Fernsehstatements von Gesundheitsminister Daniel Bahr und den Gesundheitsexperten Johannes Singhammer (CSU) und Dr. med. Karl Lauterbach (SPD), die sich gegen die EU-Richtlinie aussprechen, weil man in der Pflege vor allem soziale Kompetenz brauche, stoßen nicht auf Gegenliebe: "Gezielte Verkürzung und Falschinformationen" schimpft "bisauf". Er oder sie arbeitet in Dänemark und kann daher detailliert über die Pflege in einem Land berichten, das schon eine zwölfjährige Schulbildung für die Pflege voraussetzt. Denn bisher sind deutsche Pflegekräfte mit ihrer Ausbildung noch im Ausland anerkannt.

"Bisauf" platzt der Kragen: "Das, was den deutschen Pflegekräften als Teufelswerk verkauft wird, ist in 20 Ländern Europas seit vielen Jahren gang und gäbe und wird mit gutem Erfolg praktiziert. Deutschland liegt da weit zurück und wird noch weiter zurückfallen, wenn die Pflegekräfte da nicht aufpassen. Und zum tausendsten Mal: NEIN, AKADEMISCHE PFLEGEKRÄFTE ARBEITEN NICHT NUR AM SCHREIBTISCH!"

"Das Anliegen der EU geht in die richtige Richtung, auch wenn es den Politikern nicht passt", meint Johanna Knüppel vom Deutschen Berufsverband für Pflegeberufe im Telefonat mit evangelisch.de. Sie verweist auf die gestiegenen Anforderungen an die Pflegekräfte, durch alte Patienten, die viele Krankheiten gleichzeitig haben, durch den technischen Fortschritt, durch immer kürzere Liegezeiten nach einer Behandlung. Sie berichtet aus den Krankenpflegeschulen, dass es schon heute eine Spaltung zwischen unterforderten Schülern und den eher überforderten gebe. Schwierig werde es, "wenn sie die Prozentrechnung nicht verlässlich beherrschen, um eine Medikamentendosierung auszurechnen, oder nicht fehlerfrei formulieren können, aber zahlreiche Berichte und Dokumentationen erledigen müssen."

Fachleute und Fachkräfte teilen eine Vision

Trotz der Proteste werde die Richtlinie aber beschlossen werden, sagt Knüppel, mit einer Umstellungsfrist bis Anfang 2014. "Pflege nur mit Abi" werde es dann wohl immer noch nicht geben, aber vielleicht eine berufsvorbereitende "Oberschule" für die Pflege nach den schon jetzt gültigen zehn allgemeinbildenden Jahren.

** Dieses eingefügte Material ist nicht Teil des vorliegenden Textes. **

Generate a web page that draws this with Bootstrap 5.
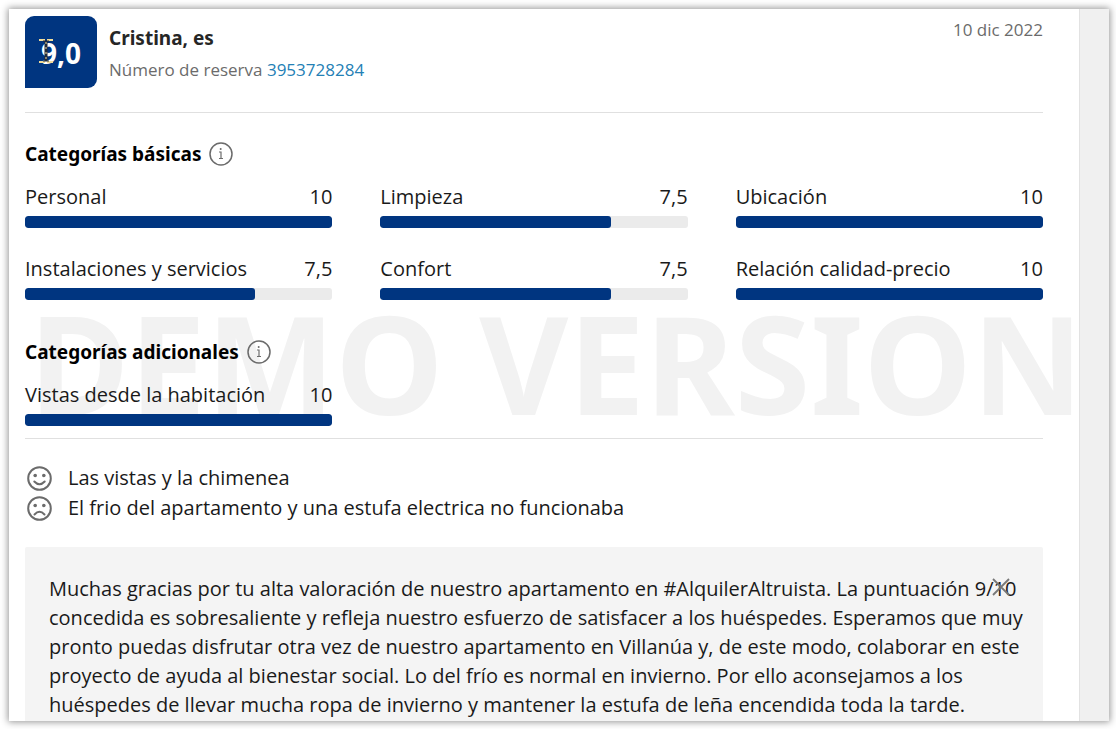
<!DOCTYPE html>
<html lang="es">
<head>
<meta charset="utf-8">
<meta name="viewport" content="width=device-width, initial-scale=1">
<title>Comentario de Cristina</title>
<link href="https://cdn.jsdelivr.net/npm/bootstrap@5.3.0/dist/css/bootstrap.min.css" rel="stylesheet">
<style>
  body { font-family: "Open Sans", "Noto Sans", sans-serif; font-size: 20px; line-height: 30px; color: #1a1a1a; background: #fff; padding: 9px 7px 8px 9px; }
  .review-window { box-shadow: 0 0 7px 1px rgba(0,0,0,.42); min-height: calc(100vh - 17px); }
  .review-pane { isolation: isolate; padding: 7px 36px 0 16px; border-right: 1px solid #e2e2e2; min-width: 0; }
  .scroll-track { width: 29px; background: #f0f0f0; }
  .score-box { width: 72px; height: 72px; padding-top: 2px; background: #003580; color: #fff; border-radius: 9px 9px 9px 0; font-size: 28px; font-weight: 700; }
  .guest-name { font-family: "Noto Sans", "Open Sans", sans-serif; font-size: 19px; line-height: 30px; font-weight: 700; color: #262626; margin: 7px 0 3px; }
  .muted-text { font-size: 17px; line-height: 28px; color: #6b6b6b; }
  .muted-text a { color: #2480b5; }
  .rule { border-top: 1px solid #e0e0e0; }
  .section-title { font-family: "Noto Sans", "Open Sans", sans-serif; font-size: 19px; line-height: 30px; font-weight: 700; color: #000; margin-bottom: 13px; }
  .scores { --bs-gutter-x: 48px; --bs-gutter-y: 26px; }
  .progress { --bs-progress-height: 12px; --bs-progress-bg: #ebebeb; --bs-progress-bar-bg: #003580; --bs-progress-border-radius: 3px; margin-top: 4px; }
  .progress-bar { border-radius: 3px; }
  .basic { padding-top: 26px; }
  .extra { padding: 37px 0 12px; }
  .watermark { left: 20px; top: 286px; z-index: -1; font-family: "Noto Sans", "Open Sans", sans-serif; font-size: 137px; line-height: 134px; font-weight: 700; color: #f2f2f2; white-space: nowrap; }
  .opinions { padding: 24px 0 24px 2px; }
  .reply { background: #f4f4f4; border-radius: 2px 2px 0 0; padding: 27px 16px 2px 24px; line-height: 29px; }
  .reply-close { right: 33px; top: 31px; width: 18px; height: 18px; color: #777; }
  .text-cursor { left: 13px; top: 22px; }
</style>
</head>
<body>
<div class="review-window d-flex">
  <main class="review-pane position-relative flex-grow-1">
    <div class="watermark position-absolute" aria-hidden="true">DEMO VERSION</div>
    <header class="d-flex pb-4">
      <div class="score-box position-relative d-flex align-items-center justify-content-center">9,0
        <svg class="text-cursor position-absolute" width="16" height="26" viewBox="0 0 16 26" fill="none" aria-hidden="true">
          <path d="M1 2H7M9 2H15M1 24H7M9 24H15" stroke="#f1dc9b" stroke-width="2"/>
          <path d="M5 3H11M5 23H11" stroke="#222b38" stroke-width="1"/>
          <path d="M8 3V23" stroke="#222b38" stroke-width="3"/>
          <path d="M8 4V22" stroke="#f1dc9b" stroke-width="1" stroke-dasharray="2 3"/>
        </svg>
      </div>
      <div class="ms-2 ps-1 flex-grow-1">
        <h1 class="guest-name">Cristina, es</h1>
        <div class="muted-text">Número de reserva <a href="#" class="text-decoration-none">3953728284</a></div>
      </div>
      <time class="muted-text" datetime="2022-12-10">10 dic 2022</time>
    </header>
    <section class="basic rule">
      <h2 class="section-title d-flex align-items-center gap-2">Categorías básicas
        <svg width="24" height="24" viewBox="0 0 24 24" fill="none" stroke="#6b6b6b" aria-hidden="true"><circle cx="12" cy="12" r="11" stroke-width="1.5"/><path d="M10 10H12V16.5M10 16.5H14" stroke-width="1.2"/><circle cx="11.7" cy="7" r="1" fill="#6b6b6b" stroke="none"/></svg>
      </h2>
      <div class="scores row row-cols-3">
        <div class="col"><div class="d-flex justify-content-between"><span>Personal</span><span>10</span></div><div class="progress" role="progressbar" aria-label="Personal" aria-valuenow="100"><div class="progress-bar" style="width:100%"></div></div></div>
        <div class="col"><div class="d-flex justify-content-between"><span>Limpieza</span><span>7,5</span></div><div class="progress" role="progressbar" aria-label="Limpieza" aria-valuenow="75"><div class="progress-bar" style="width:75%"></div></div></div>
        <div class="col"><div class="d-flex justify-content-between"><span>Ubicación</span><span>10</span></div><div class="progress" role="progressbar" aria-label="Ubicación" aria-valuenow="100"><div class="progress-bar" style="width:100%"></div></div></div>
        <div class="col"><div class="d-flex justify-content-between"><span>Instalaciones y servicios</span><span>7,5</span></div><div class="progress" role="progressbar" aria-label="Instalaciones y servicios" aria-valuenow="75"><div class="progress-bar" style="width:75%"></div></div></div>
        <div class="col"><div class="d-flex justify-content-between"><span>Confort</span><span>7,5</span></div><div class="progress" role="progressbar" aria-label="Confort" aria-valuenow="75"><div class="progress-bar" style="width:75%"></div></div></div>
        <div class="col"><div class="d-flex justify-content-between"><span>Relación calidad-precio</span><span>10</span></div><div class="progress" role="progressbar" aria-label="Relación calidad-precio" aria-valuenow="100"><div class="progress-bar" style="width:100%"></div></div></div>
      </div>
    </section>
    <section class="extra">
      <h2 class="section-title d-flex align-items-center gap-2">Categorías adicionales
        <svg width="24" height="24" viewBox="0 0 24 24" fill="none" stroke="#6b6b6b" aria-hidden="true"><circle cx="12" cy="12" r="11" stroke-width="1.5"/><path d="M10 10H12V16.5M10 16.5H14" stroke-width="1.2"/><circle cx="11.7" cy="7" r="1" fill="#6b6b6b" stroke="none"/></svg>
      </h2>
      <div class="scores row row-cols-3">
        <div class="col"><div class="d-flex justify-content-between"><span>Vistas desde la habitación</span><span>10</span></div><div class="progress" role="progressbar" aria-label="Vistas desde la habitación" aria-valuenow="100"><div class="progress-bar" style="width:100%"></div></div></div>
      </div>
    </section>
    <section class="opinions rule">
      <div class="d-flex align-items-center gap-3">
        <svg width="25" height="25" viewBox="0 0 25 25" fill="none" stroke="#6b6b6b" stroke-width="2" aria-hidden="true"><circle cx="12.5" cy="12.5" r="11.3"/><path d="M7.3 15.5Q12.5 21 17.7 15.5" stroke-linecap="round"/><circle cx="8.2" cy="9.5" r="1.8" fill="#6b6b6b" stroke="none"/><circle cx="16.8" cy="9.5" r="1.8" fill="#6b6b6b" stroke="none"/></svg>
        <span>Las vistas y la chimenea</span>
      </div>
      <div class="d-flex align-items-center gap-3">
        <svg width="25" height="25" viewBox="0 0 25 25" fill="none" stroke="#6b6b6b" stroke-width="2" aria-hidden="true"><circle cx="12.5" cy="12.5" r="11.3"/><path d="M7.5 18.5Q12.5 13.2 17.5 18.5" stroke-linecap="round"/><circle cx="8.2" cy="9.5" r="1.8" fill="#6b6b6b" stroke="none"/><circle cx="16.8" cy="9.5" r="1.8" fill="#6b6b6b" stroke="none"/></svg>
        <span>El frio del apartamento y una estufa electrica no funcionaba</span>
      </div>
    </section>
    <section class="reply position-relative">
      <p class="m-0">Muchas gracias por tu alta valoración de nuestro apartamento en #AlquilerAltruista. La puntuación 9/10 concedida es sobresaliente y refleja nuestro esfuerzo de satisfacer a los huéspedes. Esperamos que muy pronto puedas disfrutar otra vez de nuestro apartamento en Villanúa y, de este modo, colaborar en este proyecto de ayuda al bienestar social. Lo del frío es normal en invierno. Por ello aconsejamos a los huéspedes de llevar mucha ropa de invierno y mantener la estufa de leña encendida toda la tarde.</p>
      <button type="button" class="reply-close position-absolute d-flex p-0 border-0 bg-transparent" aria-label="Cerrar">
        <svg width="18" height="18" viewBox="0 0 18 18" fill="none" stroke="currentColor" stroke-width="1.8"><path d="M1 1L17 17M17 1L1 17"/></svg>
      </button>
    </section>
  </main>
  <div class="scroll-track flex-shrink-0"></div>
</div>
<script src="https://cdn.jsdelivr.net/npm/bootstrap@5.3.0/dist/js/bootstrap.bundle.min.js"></script>
</body>
</html>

Renate Gamp, Vorsitzende des Deutschen Evangelischen Verbandes für Altenhilfe und Pflege, fordert, "die Ausbildung selbst neu zu konzipieren: moderner, in Module strukturiert und zum allgemeinen Bildungssystem durchlässig, was neue Karrierewege eröffnet." Das würde mit einer "generalistischen" Pflegeausbildung erreicht. Das heißt, alle lernen die Grundlagen der Pflege gemeinsam und spezialisieren sich danach, etwa auf Altenpflege. Eigentlich war diese Reform schon im Koalitionsvertrag der Bundesregierung versprochen. Von engeren Zugangsvoraussetzungen im bisherigen Ausbildungssystem hält Gamp angesichts des tatsächlichen Fachkräftemangels nichts.

Die gemeinsame Vision der Fachleute aus den Verbänden und den Pflegekräften, die sich im Internet Gehör verschaffen, sieht so aus, wie "renje" im Forum schreibt: "Dieser Weg muss durchlässig sein für alle, vom Hauptschulabschluss bis zur Promotion."


Katharina Weyandt arbeitet als freie Journalistin für evangelisch.de und betreut den Kreis "Wenn die Eltern älter werden" in unserer Community.